Exercise brief: Restate all the material verbatim, except for the pictures.

Recorded data:
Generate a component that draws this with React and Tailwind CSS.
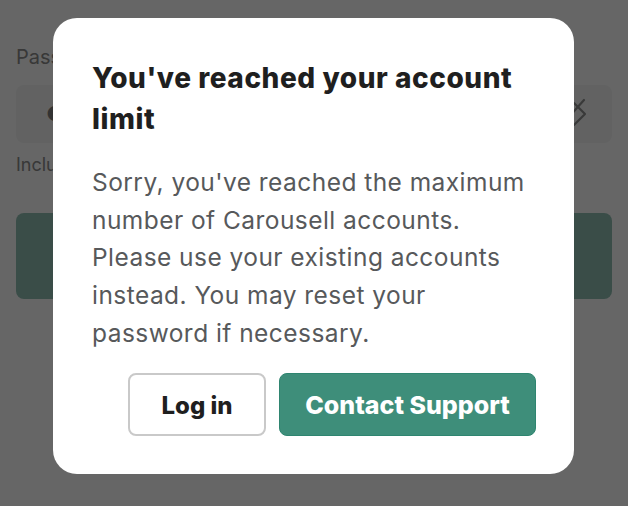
export default function App() {
  return (
    <div className="relative h-[506px] w-[628px] overflow-hidden bg-white font-['Inter',sans-serif]">
      {/* form behind the dialog */}
      <div className="px-4 pt-[44px]">
        <p className="text-[20px] leading-[26px] text-[#8c8c8c]">Password</p>
        <div className="mt-[15px] flex h-[58px] items-center justify-between rounded-[8px] bg-[#f4f6f5] pl-[30px] pr-[24px]">
          <span className="text-[20px] text-[#808080]">●●●●●●●●</span>
          <svg width="34" height="34" viewBox="0 0 34 34" fill="none" stroke="#909090" strokeWidth="2.2" strokeLinejoin="round" strokeLinecap="round">
            <path d="M2 17 L14 6 H20 L31 17 L20 28 H14 Z" />
            <path d="M30 3 L6 30" />
          </svg>
        </div>
        <p className="mt-[10px] text-[18px] leading-6 text-[#8c8c8c]">Include at least 8 characters</p>
        <div className="mt-[36px] h-[86px] rounded-[8px] bg-[#91c0b4]" />
      </div>

      {/* dialog */}
      <div className="absolute inset-0 flex items-center justify-center bg-black/60">
        <div className="mb-[14px] mr-[1px] flex h-[456px] w-[521px] flex-col rounded-[24px] bg-white pl-[39px] pr-[38px] pt-[40px]">
          <h2 className="text-[28px] font-extrabold leading-[41px] tracking-[0.55px] text-[#1f1f1f]">You've reached your account limit</h2>
          <p className="mt-[24px] text-[24.5px] leading-[37.7px] tracking-[0.45px] text-[#57595b]">
            Sorry, you've reached the maximum number of Carousell accounts. Please use your existing accounts instead. You may reset your password if necessary.
          </p>
          <div className="mt-[20px] flex justify-end gap-[13px]">
            <button className="h-[63px] w-[138px] rounded-[8px] border-2 border-[#c9c9c9] bg-white pt-[4px] text-[24px] font-extrabold text-[#1f1f1f]">Log in</button>
            <button className="h-[63px] w-[257px] rounded-[8px] border border-[#2f8570] bg-[#3e8e7a] pt-[4px] text-[25px] font-extrabold text-white">Contact Support</button>
          </div>
        </div>
      </div>
    </div>
  )
}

Solution for this exercise:
Generate a component that draws this with React and Tailwind CSS.
export default function App() {
  return (
    <div className="relative h-[506px] w-[628px] overflow-hidden bg-white font-['Inter',sans-serif]">
      {/* form behind the dialog */}
      <div className="px-4 pt-[44px]">
        <p className="text-[20px] leading-[26px] text-[#8c8c8c]">Password</p>
        <div className="mt-[15px] flex h-[58px] items-center justify-between rounded-[8px] bg-[#f4f6f5] pl-[30px] pr-[24px]">
          <span className="text-[20px] text-[#808080]">●●●●●●●●</span>
          <svg width="34" height="34" viewBox="0 0 34 34" fill="none" stroke="#909090" strokeWidth="2.2" strokeLinejoin="round" strokeLinecap="round">
            <path d="M2 17 L14 6 H20 L31 17 L20 28 H14 Z" />
            <path d="M30 3 L6 30" />
          </svg>
        </div>
        <p className="mt-[10px] text-[18px] leading-6 text-[#8c8c8c]">Include at least 8 characters</p>
        <div className="mt-[36px] h-[86px] rounded-[8px] bg-[#91c0b4]" />
      </div>

      {/* dialog */}
      <div className="absolute inset-0 flex items-center justify-center bg-black/60">
        <div className="mb-[14px] mr-[1px] flex h-[456px] w-[521px] flex-col rounded-[24px] bg-white pl-[39px] pr-[38px] pt-[40px]">
          <h2 className="text-[28px] font-extrabold leading-[41px] tracking-[0.55px] text-[#1f1f1f]">You've reached your account limit</h2>
          <p className="mt-[24px] text-[24.5px] leading-[37.7px] tracking-[0.45px] text-[#57595b]">
            Sorry, you've reached the maximum number of Carousell accounts. Please use your existing accounts instead. You may reset your password if necessary.
          </p>
          <div className="mt-[20px] flex justify-end gap-[13px]">
            <button className="h-[63px] w-[138px] rounded-[8px] border-2 border-[#c9c9c9] bg-white pt-[4px] text-[24px] font-extrabold text-[#1f1f1f]">Log in</button>
            <button className="h-[63px] w-[257px] rounded-[8px] border border-[#2f8570] bg-[#3e8e7a] pt-[4px] text-[25px] font-extrabold text-white">Contact Support</button>
          </div>
        </div>
      </div>
    </div>
  )
}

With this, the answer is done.